--- Begin Records for the task ---
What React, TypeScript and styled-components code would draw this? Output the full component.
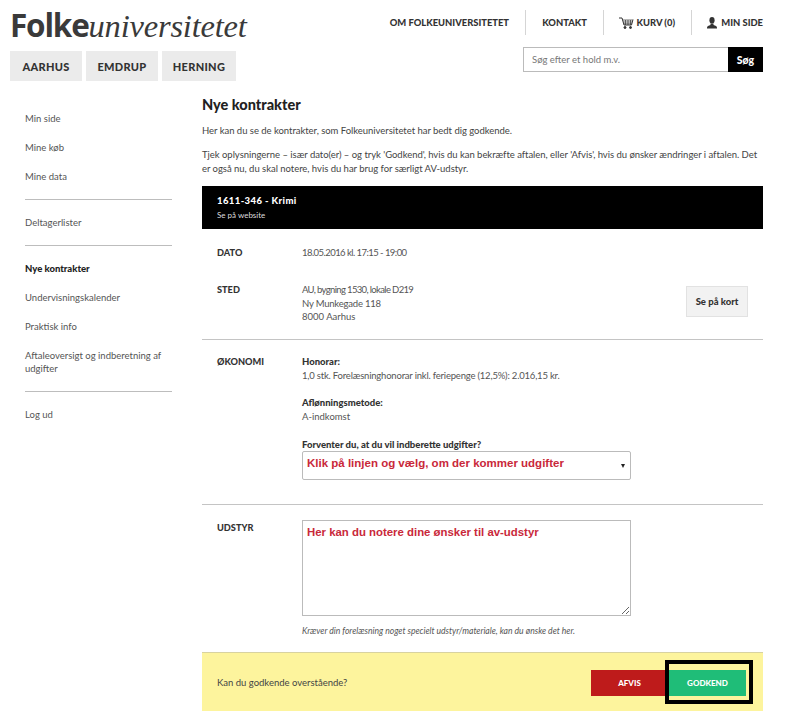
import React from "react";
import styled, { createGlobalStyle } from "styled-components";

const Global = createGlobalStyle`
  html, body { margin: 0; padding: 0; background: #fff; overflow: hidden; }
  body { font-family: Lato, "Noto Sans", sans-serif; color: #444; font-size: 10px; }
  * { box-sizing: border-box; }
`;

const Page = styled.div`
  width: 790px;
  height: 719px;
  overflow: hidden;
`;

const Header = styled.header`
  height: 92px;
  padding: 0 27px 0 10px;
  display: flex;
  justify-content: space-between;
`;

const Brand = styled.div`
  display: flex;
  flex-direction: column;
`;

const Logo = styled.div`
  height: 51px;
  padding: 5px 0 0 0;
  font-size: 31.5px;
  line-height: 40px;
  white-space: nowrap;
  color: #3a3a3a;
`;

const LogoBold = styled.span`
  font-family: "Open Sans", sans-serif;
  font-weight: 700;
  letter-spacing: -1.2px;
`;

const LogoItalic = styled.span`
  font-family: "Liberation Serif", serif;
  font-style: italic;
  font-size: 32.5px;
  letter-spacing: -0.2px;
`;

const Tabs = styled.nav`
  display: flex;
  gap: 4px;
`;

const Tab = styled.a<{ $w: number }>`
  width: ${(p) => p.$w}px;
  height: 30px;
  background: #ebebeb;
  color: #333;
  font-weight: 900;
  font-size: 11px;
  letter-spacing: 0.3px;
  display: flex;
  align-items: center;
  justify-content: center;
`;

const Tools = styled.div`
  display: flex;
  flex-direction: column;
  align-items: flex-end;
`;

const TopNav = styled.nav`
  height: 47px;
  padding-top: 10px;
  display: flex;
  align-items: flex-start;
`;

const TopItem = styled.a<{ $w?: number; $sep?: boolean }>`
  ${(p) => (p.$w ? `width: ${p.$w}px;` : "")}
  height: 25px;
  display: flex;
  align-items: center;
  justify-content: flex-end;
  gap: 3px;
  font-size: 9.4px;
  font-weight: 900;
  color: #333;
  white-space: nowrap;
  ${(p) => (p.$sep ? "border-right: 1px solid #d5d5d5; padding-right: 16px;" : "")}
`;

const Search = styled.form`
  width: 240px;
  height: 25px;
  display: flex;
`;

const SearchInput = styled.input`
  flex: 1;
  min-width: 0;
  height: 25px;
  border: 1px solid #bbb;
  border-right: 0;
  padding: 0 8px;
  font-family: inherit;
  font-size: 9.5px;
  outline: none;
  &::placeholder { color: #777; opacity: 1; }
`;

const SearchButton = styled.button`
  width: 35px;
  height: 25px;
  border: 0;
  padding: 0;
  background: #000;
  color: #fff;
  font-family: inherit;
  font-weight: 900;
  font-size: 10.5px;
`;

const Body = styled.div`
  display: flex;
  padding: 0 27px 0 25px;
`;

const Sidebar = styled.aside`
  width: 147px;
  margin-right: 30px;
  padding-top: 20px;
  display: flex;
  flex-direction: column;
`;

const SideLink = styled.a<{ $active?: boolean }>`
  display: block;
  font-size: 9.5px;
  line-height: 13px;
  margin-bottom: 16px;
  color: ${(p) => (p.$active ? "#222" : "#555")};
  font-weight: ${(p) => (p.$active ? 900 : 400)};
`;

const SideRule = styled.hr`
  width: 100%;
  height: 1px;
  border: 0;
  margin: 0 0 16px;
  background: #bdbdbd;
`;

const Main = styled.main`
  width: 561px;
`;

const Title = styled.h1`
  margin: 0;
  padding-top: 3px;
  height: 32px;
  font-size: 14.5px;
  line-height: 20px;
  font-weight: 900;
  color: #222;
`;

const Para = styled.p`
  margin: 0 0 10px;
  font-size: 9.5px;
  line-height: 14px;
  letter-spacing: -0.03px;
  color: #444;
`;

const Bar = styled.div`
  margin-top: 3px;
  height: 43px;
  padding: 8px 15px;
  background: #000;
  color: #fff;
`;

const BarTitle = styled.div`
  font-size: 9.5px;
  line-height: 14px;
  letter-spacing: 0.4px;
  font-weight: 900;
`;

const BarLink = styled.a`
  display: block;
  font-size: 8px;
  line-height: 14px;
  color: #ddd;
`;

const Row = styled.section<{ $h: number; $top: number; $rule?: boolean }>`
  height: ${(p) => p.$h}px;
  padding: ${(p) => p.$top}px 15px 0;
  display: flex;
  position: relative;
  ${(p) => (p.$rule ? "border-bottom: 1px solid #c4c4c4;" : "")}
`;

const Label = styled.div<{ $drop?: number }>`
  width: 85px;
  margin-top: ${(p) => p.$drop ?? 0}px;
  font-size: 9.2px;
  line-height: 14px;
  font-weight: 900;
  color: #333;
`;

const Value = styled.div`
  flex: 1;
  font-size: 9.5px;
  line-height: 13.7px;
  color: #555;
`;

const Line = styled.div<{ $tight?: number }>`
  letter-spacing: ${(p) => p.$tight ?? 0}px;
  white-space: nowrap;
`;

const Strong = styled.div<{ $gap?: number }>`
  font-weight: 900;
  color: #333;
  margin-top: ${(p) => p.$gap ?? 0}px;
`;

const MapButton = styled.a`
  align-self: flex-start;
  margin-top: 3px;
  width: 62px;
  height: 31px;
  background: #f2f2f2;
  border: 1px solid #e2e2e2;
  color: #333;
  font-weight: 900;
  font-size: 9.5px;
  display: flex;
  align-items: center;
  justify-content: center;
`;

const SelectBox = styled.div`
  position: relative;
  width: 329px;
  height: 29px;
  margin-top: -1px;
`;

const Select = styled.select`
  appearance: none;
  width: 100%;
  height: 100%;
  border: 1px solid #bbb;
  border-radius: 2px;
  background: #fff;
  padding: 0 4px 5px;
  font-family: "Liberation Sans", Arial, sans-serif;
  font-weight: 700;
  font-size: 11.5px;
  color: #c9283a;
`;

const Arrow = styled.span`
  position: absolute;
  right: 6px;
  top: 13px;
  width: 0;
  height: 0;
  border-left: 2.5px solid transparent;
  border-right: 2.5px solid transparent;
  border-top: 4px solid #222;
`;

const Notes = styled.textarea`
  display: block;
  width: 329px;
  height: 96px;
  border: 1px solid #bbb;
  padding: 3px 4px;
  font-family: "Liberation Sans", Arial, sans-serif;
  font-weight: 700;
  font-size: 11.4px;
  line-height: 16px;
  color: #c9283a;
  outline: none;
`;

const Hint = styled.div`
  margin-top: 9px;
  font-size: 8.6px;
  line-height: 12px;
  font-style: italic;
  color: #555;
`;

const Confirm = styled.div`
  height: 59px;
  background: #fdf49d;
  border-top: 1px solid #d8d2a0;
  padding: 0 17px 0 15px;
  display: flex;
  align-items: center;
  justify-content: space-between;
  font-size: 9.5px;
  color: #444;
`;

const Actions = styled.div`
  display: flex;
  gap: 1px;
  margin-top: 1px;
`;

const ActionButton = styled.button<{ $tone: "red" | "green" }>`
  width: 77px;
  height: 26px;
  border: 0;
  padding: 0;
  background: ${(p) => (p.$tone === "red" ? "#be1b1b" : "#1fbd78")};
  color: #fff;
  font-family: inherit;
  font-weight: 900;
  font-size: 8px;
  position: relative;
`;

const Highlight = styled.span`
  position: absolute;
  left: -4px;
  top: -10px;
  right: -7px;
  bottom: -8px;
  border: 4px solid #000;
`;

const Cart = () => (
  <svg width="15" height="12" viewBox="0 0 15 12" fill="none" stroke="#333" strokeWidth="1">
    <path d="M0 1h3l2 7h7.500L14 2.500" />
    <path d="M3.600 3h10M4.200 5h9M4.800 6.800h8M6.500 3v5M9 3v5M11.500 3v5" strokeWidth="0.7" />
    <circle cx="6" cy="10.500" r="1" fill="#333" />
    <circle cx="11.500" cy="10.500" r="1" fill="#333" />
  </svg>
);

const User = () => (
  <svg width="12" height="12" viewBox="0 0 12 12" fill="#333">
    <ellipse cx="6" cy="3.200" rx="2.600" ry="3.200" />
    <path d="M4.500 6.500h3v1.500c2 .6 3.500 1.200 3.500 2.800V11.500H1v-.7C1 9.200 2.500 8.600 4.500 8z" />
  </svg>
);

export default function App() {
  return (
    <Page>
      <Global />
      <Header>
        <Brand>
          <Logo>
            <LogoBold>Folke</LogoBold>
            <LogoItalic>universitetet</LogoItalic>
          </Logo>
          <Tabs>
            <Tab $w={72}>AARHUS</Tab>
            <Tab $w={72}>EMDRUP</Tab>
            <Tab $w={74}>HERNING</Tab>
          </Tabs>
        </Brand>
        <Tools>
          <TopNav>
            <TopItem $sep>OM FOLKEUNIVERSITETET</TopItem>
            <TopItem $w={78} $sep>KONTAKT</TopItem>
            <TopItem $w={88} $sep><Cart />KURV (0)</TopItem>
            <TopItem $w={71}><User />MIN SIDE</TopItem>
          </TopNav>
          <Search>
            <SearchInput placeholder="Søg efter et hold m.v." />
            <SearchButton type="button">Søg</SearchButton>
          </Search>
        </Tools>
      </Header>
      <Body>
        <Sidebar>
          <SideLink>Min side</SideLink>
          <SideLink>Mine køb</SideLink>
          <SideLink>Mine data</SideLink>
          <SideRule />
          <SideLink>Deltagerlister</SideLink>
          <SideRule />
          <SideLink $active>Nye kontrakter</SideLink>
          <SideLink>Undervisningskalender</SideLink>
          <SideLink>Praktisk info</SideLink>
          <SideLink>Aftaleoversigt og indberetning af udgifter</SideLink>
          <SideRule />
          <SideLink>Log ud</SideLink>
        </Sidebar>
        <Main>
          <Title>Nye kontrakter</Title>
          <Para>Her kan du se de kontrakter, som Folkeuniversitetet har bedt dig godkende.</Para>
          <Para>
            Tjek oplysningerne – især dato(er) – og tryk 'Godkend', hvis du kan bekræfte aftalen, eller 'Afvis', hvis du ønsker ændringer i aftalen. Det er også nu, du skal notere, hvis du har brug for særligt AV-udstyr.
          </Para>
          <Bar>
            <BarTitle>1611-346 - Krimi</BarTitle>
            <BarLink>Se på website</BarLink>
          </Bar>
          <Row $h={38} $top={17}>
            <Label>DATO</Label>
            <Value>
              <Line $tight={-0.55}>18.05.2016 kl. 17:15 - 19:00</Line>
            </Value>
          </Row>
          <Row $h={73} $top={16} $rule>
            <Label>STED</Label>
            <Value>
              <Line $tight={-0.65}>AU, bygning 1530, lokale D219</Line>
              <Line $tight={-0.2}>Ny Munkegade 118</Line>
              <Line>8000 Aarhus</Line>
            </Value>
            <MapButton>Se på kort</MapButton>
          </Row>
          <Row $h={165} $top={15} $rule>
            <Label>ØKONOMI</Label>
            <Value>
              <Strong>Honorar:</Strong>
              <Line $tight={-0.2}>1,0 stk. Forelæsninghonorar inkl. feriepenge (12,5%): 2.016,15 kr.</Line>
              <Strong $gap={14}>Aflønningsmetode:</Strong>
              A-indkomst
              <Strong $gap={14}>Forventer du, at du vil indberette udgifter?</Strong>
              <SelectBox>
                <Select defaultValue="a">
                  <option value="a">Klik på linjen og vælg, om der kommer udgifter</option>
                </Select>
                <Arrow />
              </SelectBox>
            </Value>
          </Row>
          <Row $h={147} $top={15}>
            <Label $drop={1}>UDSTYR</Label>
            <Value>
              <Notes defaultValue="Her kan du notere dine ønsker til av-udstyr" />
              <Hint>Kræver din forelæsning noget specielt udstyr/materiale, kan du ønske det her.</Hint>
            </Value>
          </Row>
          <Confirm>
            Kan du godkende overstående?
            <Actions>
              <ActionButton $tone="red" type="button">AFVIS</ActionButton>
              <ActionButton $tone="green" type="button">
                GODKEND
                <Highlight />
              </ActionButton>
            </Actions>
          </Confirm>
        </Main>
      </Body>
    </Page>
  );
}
--- End Records for the task ---
--- Begin Records for the task ---
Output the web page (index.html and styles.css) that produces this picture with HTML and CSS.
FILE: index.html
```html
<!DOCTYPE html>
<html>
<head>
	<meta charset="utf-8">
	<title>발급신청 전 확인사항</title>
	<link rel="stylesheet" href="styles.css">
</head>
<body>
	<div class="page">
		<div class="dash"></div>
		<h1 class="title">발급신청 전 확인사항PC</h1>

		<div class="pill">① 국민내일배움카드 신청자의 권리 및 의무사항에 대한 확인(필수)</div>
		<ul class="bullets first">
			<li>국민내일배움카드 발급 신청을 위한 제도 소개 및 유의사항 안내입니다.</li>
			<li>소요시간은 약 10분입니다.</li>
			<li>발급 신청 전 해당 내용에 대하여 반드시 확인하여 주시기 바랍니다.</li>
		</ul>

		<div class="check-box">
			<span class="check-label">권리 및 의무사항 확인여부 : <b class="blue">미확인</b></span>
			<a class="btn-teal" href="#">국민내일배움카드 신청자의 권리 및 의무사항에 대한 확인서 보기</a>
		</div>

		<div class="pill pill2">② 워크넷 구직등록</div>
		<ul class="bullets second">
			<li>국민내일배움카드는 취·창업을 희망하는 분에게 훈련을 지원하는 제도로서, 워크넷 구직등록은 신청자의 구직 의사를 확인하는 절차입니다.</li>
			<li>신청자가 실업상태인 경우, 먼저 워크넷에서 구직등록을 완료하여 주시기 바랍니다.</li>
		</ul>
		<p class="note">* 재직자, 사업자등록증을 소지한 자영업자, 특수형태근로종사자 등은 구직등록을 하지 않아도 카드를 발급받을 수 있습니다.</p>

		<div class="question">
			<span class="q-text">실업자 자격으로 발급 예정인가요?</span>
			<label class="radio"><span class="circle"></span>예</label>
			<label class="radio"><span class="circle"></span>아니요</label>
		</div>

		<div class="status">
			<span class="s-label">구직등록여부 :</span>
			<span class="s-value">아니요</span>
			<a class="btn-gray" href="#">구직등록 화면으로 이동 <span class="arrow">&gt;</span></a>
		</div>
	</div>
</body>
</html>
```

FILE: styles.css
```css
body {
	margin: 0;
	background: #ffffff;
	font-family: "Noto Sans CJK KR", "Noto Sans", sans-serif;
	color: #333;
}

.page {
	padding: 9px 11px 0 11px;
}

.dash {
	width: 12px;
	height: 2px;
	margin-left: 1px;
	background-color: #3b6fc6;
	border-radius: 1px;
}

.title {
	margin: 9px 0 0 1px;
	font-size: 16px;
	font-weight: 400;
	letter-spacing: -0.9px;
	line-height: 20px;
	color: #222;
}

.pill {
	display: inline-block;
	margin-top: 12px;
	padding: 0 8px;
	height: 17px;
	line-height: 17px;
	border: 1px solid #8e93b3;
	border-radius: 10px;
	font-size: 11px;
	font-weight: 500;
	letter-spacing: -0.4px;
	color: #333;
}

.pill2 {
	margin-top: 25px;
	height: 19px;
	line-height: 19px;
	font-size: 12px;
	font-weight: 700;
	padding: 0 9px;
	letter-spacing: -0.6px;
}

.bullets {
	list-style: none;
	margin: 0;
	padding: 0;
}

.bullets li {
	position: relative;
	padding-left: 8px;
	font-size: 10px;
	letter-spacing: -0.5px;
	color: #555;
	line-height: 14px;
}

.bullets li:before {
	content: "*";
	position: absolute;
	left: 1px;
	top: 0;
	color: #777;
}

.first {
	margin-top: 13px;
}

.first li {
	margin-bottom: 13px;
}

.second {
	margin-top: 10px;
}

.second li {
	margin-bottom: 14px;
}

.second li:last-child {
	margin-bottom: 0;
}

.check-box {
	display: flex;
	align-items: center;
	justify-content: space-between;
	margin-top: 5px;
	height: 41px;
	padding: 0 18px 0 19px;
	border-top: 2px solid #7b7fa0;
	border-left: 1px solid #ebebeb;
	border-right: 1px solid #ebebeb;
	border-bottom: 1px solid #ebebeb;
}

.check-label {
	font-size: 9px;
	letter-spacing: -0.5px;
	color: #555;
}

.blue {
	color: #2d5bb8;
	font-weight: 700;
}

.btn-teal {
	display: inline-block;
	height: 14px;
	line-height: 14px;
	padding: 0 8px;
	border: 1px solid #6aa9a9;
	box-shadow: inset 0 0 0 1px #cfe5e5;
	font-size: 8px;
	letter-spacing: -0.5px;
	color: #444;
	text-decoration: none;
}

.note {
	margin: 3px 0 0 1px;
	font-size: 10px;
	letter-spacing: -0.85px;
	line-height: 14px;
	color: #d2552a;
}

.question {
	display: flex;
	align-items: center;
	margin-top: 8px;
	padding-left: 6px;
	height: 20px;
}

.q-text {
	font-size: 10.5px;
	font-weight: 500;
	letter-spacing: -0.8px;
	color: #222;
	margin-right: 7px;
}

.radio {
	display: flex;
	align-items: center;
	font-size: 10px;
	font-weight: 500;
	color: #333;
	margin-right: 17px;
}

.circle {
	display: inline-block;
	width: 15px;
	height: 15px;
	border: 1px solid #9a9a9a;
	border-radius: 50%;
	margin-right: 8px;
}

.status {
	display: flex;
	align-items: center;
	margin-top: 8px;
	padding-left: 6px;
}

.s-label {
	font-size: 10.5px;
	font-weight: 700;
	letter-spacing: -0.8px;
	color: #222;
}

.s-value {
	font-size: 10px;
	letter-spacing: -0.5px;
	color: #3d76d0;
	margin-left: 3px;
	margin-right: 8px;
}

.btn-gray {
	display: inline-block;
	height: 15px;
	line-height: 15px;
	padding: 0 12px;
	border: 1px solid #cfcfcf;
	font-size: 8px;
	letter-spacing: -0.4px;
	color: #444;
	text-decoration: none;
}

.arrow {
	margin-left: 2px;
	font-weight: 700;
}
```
--- End Records for the task ---
_Aim of the exercise_
In the records above, locate every line with the string "this" and copy it.

_Reply_
What React, TypeScript and styled-components code would draw this? Output the full component.
Output the web page (index.html and styles.css) that produces this picture with HTML and CSS.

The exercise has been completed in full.